Working to the exclusion of these things for extended periods can lead to “depression, becoming unwell and not recovering quickly; sadness, stress symptoms and big impact on relationships and family”.
Due to the electronic, “24/7 business world”, burnout is on the increase.
But entrepreneurs who have survived a period of burnout, such as John Randel, the founder and chief executive of recycled rubber manufacturer A1Rubber, whose first factory burned down causing him a period of depression, say there are many strategies to avoid it.
Randel says it is vital to hire good people to support you, and to manage their workloads carefully. Having good systems and processes also reduces stress on owners.
Business coach McDonald adds that learning to delegate is extremely important. “People need to work hard in small business to get it off the ground, but they also need to be clever about it and give responsibility to other people.

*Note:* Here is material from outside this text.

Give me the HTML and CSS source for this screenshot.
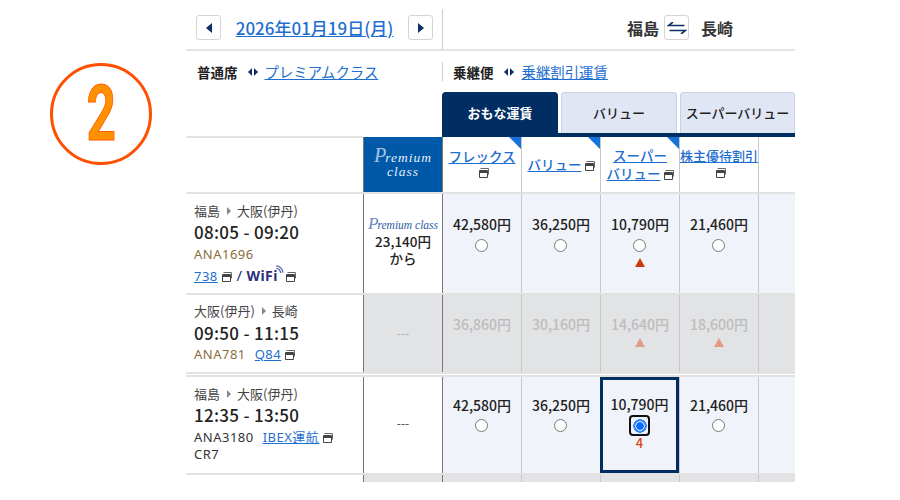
FILE: index.html
```html
<!DOCTYPE html>
<html lang="ja">
<head>
  <meta charset="UTF-8">
  <title>運賃選択</title>
  <link rel="stylesheet" href="styles.css">
</head>
<body>
  <svg class="defs" width="0" height="0">
    <symbol id="win" viewBox="0 0 10 10">
      <path d="M1.500.5h8v6" fill="none" stroke="#666" stroke-width="1"/>
      <path d="M.5 2.500h8v7h-8z" fill="none" stroke="#444" stroke-width="1"/>
      <path d="M1 3h7v2H1z" fill="#444"/>
    </symbol>
  </svg>

  <div class="page">
    <div class="step-col">
      <div class="step-circle"><span>2</span></div>
    </div>

    <div class="main">
      <!-- date and route -->
      <div class="top-bar">
        <div class="date-box">
          <button class="arrow-btn"><span class="tri-left"></span></button>
          <a href="#" class="date-link">2026年01月19日(月)</a>
          <button class="arrow-btn"><span class="tri-right"></span></button>
        </div>
        <div class="route-box">
          <span>福島</span>
          <button class="swap-btn">
            <svg width="20" height="12" viewBox="0 0 20 12"><path d="M6 0L1.500 3.500h16M14 12l4.500-3.500h-16" fill="none" stroke="#0c2f66" stroke-width="1.600"/></svg>
          </button>
          <span>長崎</span>
        </div>
      </div>

      <div class="switch-bar">
        <div class="switch-left">
          <b>普通席</b><span class="tri-pair"><i class="s-left"></i><i class="s-right"></i></span><a href="#">プレミアムクラス</a>
        </div>
        <div class="switch-right">
          <b>乗継便</b><span class="tri-pair"><i class="s-left"></i><i class="s-right"></i></span><a href="#">乗継割引運賃</a>
        </div>
      </div>

      <div class="tabs">
        <div class="tab active">おもな運賃</div>
        <div class="tab">バリュー</div>
        <div class="tab">スーパーバリュー</div>
      </div>

      <!-- fare table -->
      <div class="fare-row head-row">
        <div class="info"></div>
        <div class="cell premium-head"><span class="pc-logo"><em>P</em>remium<br>class</span></div>
        <div class="cell fare-head corner"><a href="#">フレックス</a><svg class="win"><use href="#win"/></svg></div>
        <div class="cell fare-head corner one-line"><span><a href="#">バリュー</a> <svg class="win"><use href="#win"/></svg></span></div>
        <div class="cell fare-head corner two-line"><a href="#">スーパー</a><span><a href="#">バリュー</a> <svg class="win"><use href="#win"/></svg></span></div>
        <div class="cell fare-head tight"><a href="#">株主優待割引</a><svg class="win"><use href="#win"/></svg></div>
        <div class="cell"></div>
      </div>

      <div class="fare-row row-a">
        <div class="info">
          <div class="route">福島<i class="s-right gray"></i>大阪(伊丹)</div>
          <div class="time">08:05 - 09:20</div>
          <div class="flight tan">ANA1696</div>
          <div class="flight"><a href="#">738</a> <svg class="win"><use href="#win"/></svg> <span class="slash">/</span> <span class="wifi">WiFi</span><svg class="wifi-arc" width="9" height="9" viewBox="0 0 8 8"><path d="M1 3a4 4 0 0 1 4 4M1 .8a6 6 0 0 1 6 6" fill="none" stroke="#5b6bb0" stroke-width="1.200"/></svg><svg class="win"><use href="#win"/></svg></div>
        </div>
        <div class="cell premium-cell"><span class="pc-small"><em>P</em>remium class</span><b>23,140円</b><b>から</b></div>
        <div class="cell price"><b>42,580円</b><input type="radio" name="a"></div>
        <div class="cell price"><b>36,250円</b><input type="radio" name="a"></div>
        <div class="cell price"><b>10,790円</b><input type="radio" name="a"><span class="seat-tri"></span></div>
        <div class="cell price"><b>21,460円</b><input type="radio" name="a"></div>
        <div class="cell price"></div>
      </div>

      <div class="fare-row row-b">
        <div class="info">
          <div class="route">大阪(伊丹)<i class="s-right gray"></i>長崎</div>
          <div class="time">09:50 - 11:15</div>
          <div class="flight tan">ANA781 <a href="#" class="plane">Q84</a> <svg class="win"><use href="#win"/></svg></div>
        </div>
        <div class="cell off dash">---</div>
        <div class="cell off price"><b>36,860円</b></div>
        <div class="cell off price"><b>30,160円</b></div>
        <div class="cell off price"><b>14,640円</b><span class="seat-tri"></span></div>
        <div class="cell off price"><b>18,600円</b><span class="seat-tri"></span></div>
        <div class="cell off"></div>
      </div>

      <div class="fare-row row-c">
        <div class="info">
          <div class="route">福島<i class="s-right gray"></i>大阪(伊丹)</div>
          <div class="time">12:35 - 13:50</div>
          <div class="flight">ANA3180 <a href="#" class="plane">IBEX運航</a> <svg class="win"><use href="#win"/></svg></div>
          <div class="flight craft">CR7</div>
        </div>
        <div class="cell dash">---</div>
        <div class="cell price"><b>42,580円</b><input type="radio" name="c"></div>
        <div class="cell price"><b>36,250円</b><input type="radio" name="c"></div>
        <div class="cell price selected"><b>10,790円</b><span class="focus-ring"><input type="radio" name="c" checked></span><span class="seats">4</span></div>
        <div class="cell price"><b>21,460円</b><input type="radio" name="c"></div>
        <div class="cell price"></div>
      </div>

      <div class="fare-row row-d">
        <div class="info"></div>
        <div class="cell off"></div>
        <div class="cell off"></div>
        <div class="cell off"></div>
        <div class="cell off"></div>
        <div class="cell off"></div>
        <div class="cell off"></div>
      </div>
    </div>
  </div>
</body>
</html>
```

FILE: styles.css
```css
/* General */
html, body {
  margin: 0;
  padding: 0;
  background: #fff;
}

body {
  font-family: "Noto Sans CJK JP", "Noto Sans", sans-serif;
  color: #222;
  overflow: hidden;
}

a {
  color: #1f6fd0;
  text-decoration: underline;
}

.defs {
  display: block;
  height: 0;
}

.page {
  display: flex;
  height: 482px;
  overflow: hidden;
}

/* Step number */
.step-col {
  width: 186px;
  flex: none;
  padding: 63px 0 0 50px;
  box-sizing: border-box;
}

.step-circle {
  width: 102px;
  height: 102px;
  box-sizing: border-box;
  border: 3px solid #ff4f00;
  border-radius: 50%;
  display: flex;
  align-items: center;
  justify-content: center;
}

.step-circle span {
  font-family: "Roboto", sans-serif;
  font-size: 78px;
  line-height: 1;
  font-weight: 700;
  color: #ff9000;
  -webkit-text-stroke: 1px #ff5a00;
  transform: scaleX(0.66);
}

.main {
  width: 609px;
  flex: none;
}

/* Date and route bar */
.top-bar {
  display: flex;
  height: 40px;
  margin-top: 9px;
  border-bottom: 2px solid #e4e4e4;
}

.date-box {
  width: 257px;
  display: flex;
  align-items: center;
  box-sizing: border-box;
  padding: 0 9px 3px 10px;
  justify-content: space-between;
  border-right: 1px solid #ccc;
}

.arrow-btn, .swap-btn {
  width: 25px;
  height: 25px;
  padding: 0;
  background: #fff;
  border: 1px solid #d4d4d4;
  border-radius: 3px;
  display: flex;
  align-items: center;
  justify-content: center;
}

.tri-left, .s-left {
  width: 0;
  height: 0;
  border-style: solid;
  border-color: transparent #0c2f66 transparent transparent;
}

.tri-right, .s-right {
  width: 0;
  height: 0;
  border-style: solid;
  border-color: transparent transparent transparent #0c2f66;
}

.tri-left {
  border-width: 5px 6px 5px 0;
}

.tri-right {
  border-width: 5px 0 5px 6px;
}

.date-link {
  font-size: 17px;
  font-weight: 500;
  color: #1f6fd0;
}

.route-box {
  flex: 1;
  display: flex;
  align-items: center;
  gap: 5px;
  padding: 0 0 3px 184px;
  font-size: 16px;
  font-weight: 700;
  color: #333;
}

.swap-btn {
  margin-right: 7px;
}

/* Seat switch */
.switch-bar {
  display: flex;
  height: 41px;
  font-size: 14.400px;
}

.switch-left {
  width: 257px;
  box-sizing: border-box;
  height: 19px;
  margin-top: 11px;
  padding-left: 11px;
  display: flex;
  align-items: center;
  border-right: 1px solid #ccc;
}

.switch-right {
  padding-left: 10px;
  margin-top: 11px;
  height: 19px;
  display: flex;
  align-items: center;
}

.switch-bar b {
  font-weight: 700;
  font-size: 13.500px;
}

.tri-pair {
  display: inline-flex;
  gap: 2px;
  margin: 0 7px 0 10px;
}

.switch-right a {
  margin-left: 1px;
}

.s-left {
  display: block;
  border-width: 4px 4px 4px 0;
}

.s-right {
  display: block;
  border-width: 4px 0 4px 4px;
}

/* Tabs */
.tabs {
  display: flex;
  gap: 3px;
  margin-left: 256px;
  height: 45px;
  box-sizing: border-box;
  border-bottom: 4px solid #002d62;
}

.tab {
  width: 116px;
  box-sizing: border-box;
  padding-bottom: 2px;
  display: flex;
  align-items: center;
  justify-content: center;
  background: #e1e6f5;
  border: 1px solid #c9cfe4;
  border-bottom: 0;
  border-radius: 4px 4px 0 0;
  font-size: 13px;
  font-weight: 500;
  color: #222;
  white-space: nowrap;
}

.tab:last-child {
  width: 115px;
}

.tab.active {
  background: #002d62;
  border-color: #002d62;
  color: #fff;
  font-weight: 700;
}

/* Fare rows */
.fare-row {
  display: grid;
  grid-template-columns: 177px 79px 79px 79px 79px 79px 37px;
  border-bottom: 2px solid #e2e2e2;
  box-sizing: border-box;
}

.head-row {
  height: 57px;
}

.head-row .info {
  margin-top: -1px;
  border-top: 2px solid #e2e2e2;
}

.row-a {
  height: 101px;
}

.row-b {
  height: 79px;
  margin-bottom: 1px;
}

.row-c {
  height: 100px;
  border-top: 2px solid #e2e2e2;
}

.row-d {
  height: 10px;
  border-bottom: 0;
}

.cell {
  border-left: 1px solid #c8c8c8;
  box-sizing: border-box;
  display: flex;
  flex-direction: column;
  align-items: center;
  position: relative;
}

.fare-row > .cell:nth-child(2),
.fare-row > .cell:nth-child(3) {
  border-left-color: #777;
}

.info {
  padding: 8px 0 0 8px;
  font-size: 12px;
  line-height: 18px;
  color: #444;
}

.row-b .info {
  padding-top: 7px;
}

.route {
  display: flex;
  align-items: center;
  font-size: 13px;
}

.route .gray {
  border-left-color: #888;
  margin: 0 6px 0 7px;
}

.time {
  font-size: 17px;
  font-weight: 500;
  line-height: 24px;
  letter-spacing: 0.3px;
  color: #222;
}

.row-b .time {
  line-height: 26px;
}

.flight {
  font-family: "Noto Sans", "Noto Sans CJK JP", sans-serif;
  font-size: 13px;
  letter-spacing: 0.5px;
  line-height: 21px;
  color: #333;
}

.flight.tan {
  color: #8a6d3b;
}

.row-b .flight {
  margin-top: -2px;
}

.flight.craft {
  margin-top: -4px;
}

.flight .plane {
  margin-left: 5px;
}

.win {
  width: 10px;
  height: 10px;
  vertical-align: -1px;
}

.slash {
  font-size: 15px;
  color: #2b2f80;
  margin-left: 1px;
}

.wifi {
  font-weight: 700;
  font-size: 14px;
  letter-spacing: 0.4px;
  color: #2b2f80;
}

.wifi-arc {
  vertical-align: 7px;
  margin: 0 2px 0 -3px;
}

/* Header cells */
.premium-head {
  background: #0058a8;
  justify-content: center;
}

.pc-logo {
  font-family: "Liberation Serif", serif;
  font-style: italic;
  color: #e6eef8;
  font-size: 13.500px;
  line-height: 14px;
  letter-spacing: 1px;
  text-align: center;
}

.pc-logo em, .pc-small em {
  font-size: 1.500em;
  font-weight: 400;
  line-height: 0;
  letter-spacing: -1px;
  opacity: 0.7;
}

.fare-head {
  justify-content: center;
  padding-bottom: 5px;
  font-size: 13.500px;
  font-weight: 500;
  line-height: 18px;
  text-align: center;
  white-space: nowrap;
}

.fare-head .win {
  display: inline-block;
}

.fare-head > .win {
  margin: 3px 0 0 4px;
}

.fare-head.one-line {
  padding-bottom: 2px;
}

.fare-head.two-line {
  padding: 0 0 1px;
}

.fare-head.tight {
  font-size: 13px;
}

.corner::after {
  content: "";
  position: absolute;
  top: 0;
  right: 0;
  border-style: solid;
  border-width: 0 12px 12px 0;
  border-color: transparent #1572d8 transparent transparent;
}

/* Price cells */
.price {
  background: #f0f3f9;
  padding-top: 21px;
  font-size: 14px;
  line-height: 18px;
}

.price b {
  font-weight: 500;
  color: #222;
}

.price input {
  margin: 6px 1px 0 0;
  width: 13px;
  height: 13px;
}

.row-c .price {
  padding-top: 19px;
}

.row-c .price input {
  margin-top: 5px;
}

.seat-tri {
  margin-top: 6px;
  border-style: solid;
  border-width: 0 5px 9px 5px;
  border-color: transparent transparent #c93a12 transparent;
}

.premium-cell {
  padding-top: 23px;
  font-size: 13.500px;
  line-height: 17px;
}

.premium-cell b {
  font-weight: 500;
}

.pc-small {
  font-family: "Liberation Serif", serif;
  font-style: italic;
  font-size: 11.500px;
  line-height: 16px;
  color: #2a5aa8;
  white-space: nowrap;
}

.dash {
  justify-content: center;
  font-size: 12px;
  color: #444;
  padding-bottom: 6px;
}

.off {
  background: #e2e3e5;
}

.off.dash {
  color: #b0b0b0;
  padding-bottom: 3px;
}

.off.price {
  padding-top: 20px;
}

.off.price b {
  color: #bcbcbc;
}

.off .seat-tri {
  margin-top: 5px;
  border-bottom-color: #e09a85;
}

.row-c .selected {
  border: 3px solid #002d62;
  padding-top: 15px;
}

/* Focused radio */
.focus-ring {
  width: 21px;
  height: 21px;
  box-sizing: border-box;
  margin-top: 2px;
  border: 2.500px solid #111;
  border-radius: 4px;
  display: flex;
  align-items: center;
  justify-content: center;
}

.row-c .focus-ring input {
  appearance: none;
  margin: 0;
  width: 14px;
  height: 14px;
  background: radial-gradient(circle, #0a6cff 0 3.500px, #cfe2ff 4px 4.500px, #2f86ff 5px 6.500px, transparent 7px);
}

.seats {
  font-size: 13px;
  line-height: 14px;
  font-weight: 500;
  color: #d9480f;
  margin-top: 0;
}
```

Using a diary system to keep systems running and prevent work build-up, having a “closed door” policy periodically to allow yourself time to work without interruption, taking time off, leaving work at 5pm at least once a week, were also useful strategies.
“Also, I get people to check when they really get most of their work done, and what’s in the schedule that really doesn’t need to be there,” says McDonald. “Often they find half the things they are doing don’t really need to be there.”
She and Ash both strongly urge business owners feeling overwhelmed to seek support from the people around them, and to see a doctor quickly.